Superintendent Steve Larcomb of the East Knox district in central Ohio said his district’s last librarian retired four years ago, and a group of aides now staffs the elementary and high-school libraries. The district’s budget was cut by $1.3 million, and it simply couldn’t afford to hire anyone full time, Larcomb told the Dispatch.

“The district has had to make those tough choices,” he said. “We’d love to be able to offer those services, but it’s the unfortunate reality.”

Another unfortunate reality in East Knox and hundreds of other school districts throughout the state has been an erosion of the proven benefits top-notch school libraries provide to students.

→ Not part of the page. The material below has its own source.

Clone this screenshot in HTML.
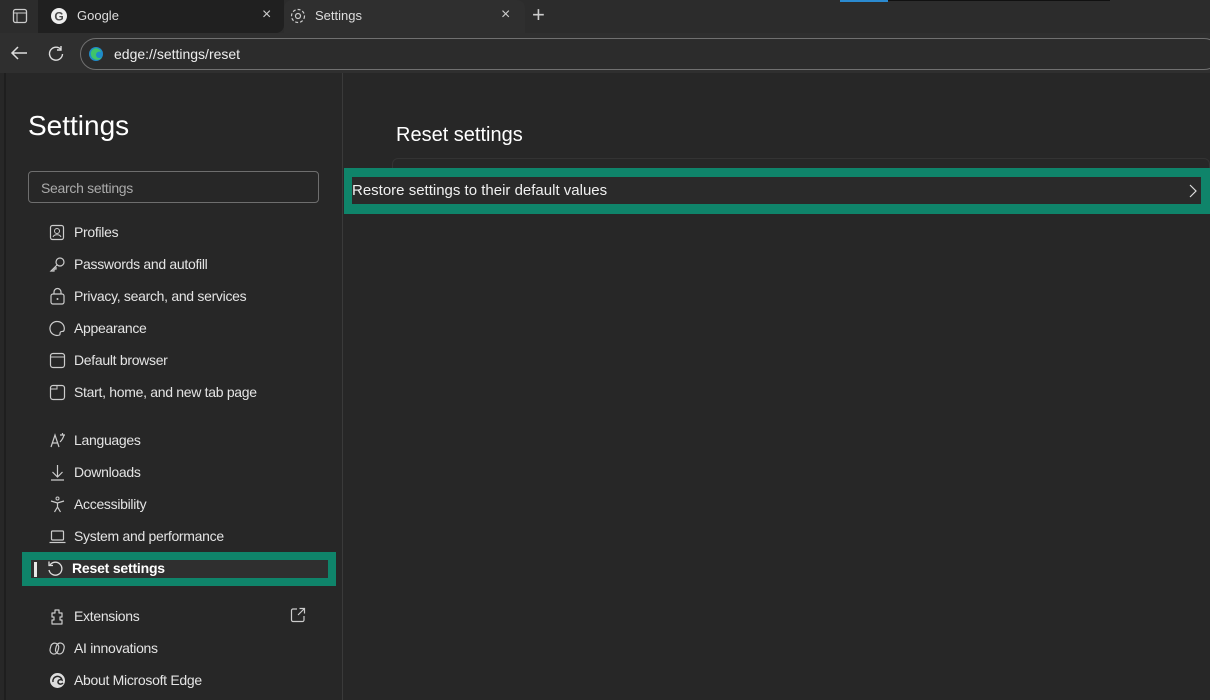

Numerous studies show a clear link between the quality of school-library programs staffed by a state-certified school librarian and student academic achievement. School libraries have contributed to improved performances by providing up-to-date instructional materials tied to the curriculum and instructional practices, guiding youth through understanding modern online research strategies and in collaborating with and supporting teachers, administrators, and parents. Some forward-looking districts even extend their school-library hours into the evening and weekends to maximize those benefits. Sadly, such districts are the rare exceptions, not the general rule.

IMPACT IN POOR DISTRICTS

The boost that school libraries provides all students is compounded for those in urban high-poverty districts such as Youngstown and Warren. According to the 2015 ‘‘Washington School Library Impact Study: Certified Teacher Librarians [CTLs], Library Quality and Student Achievement,” the five-year graduation rate for students in high-poverty districts with CTLs is 78.8 percent compared with 43.2 percent at those without.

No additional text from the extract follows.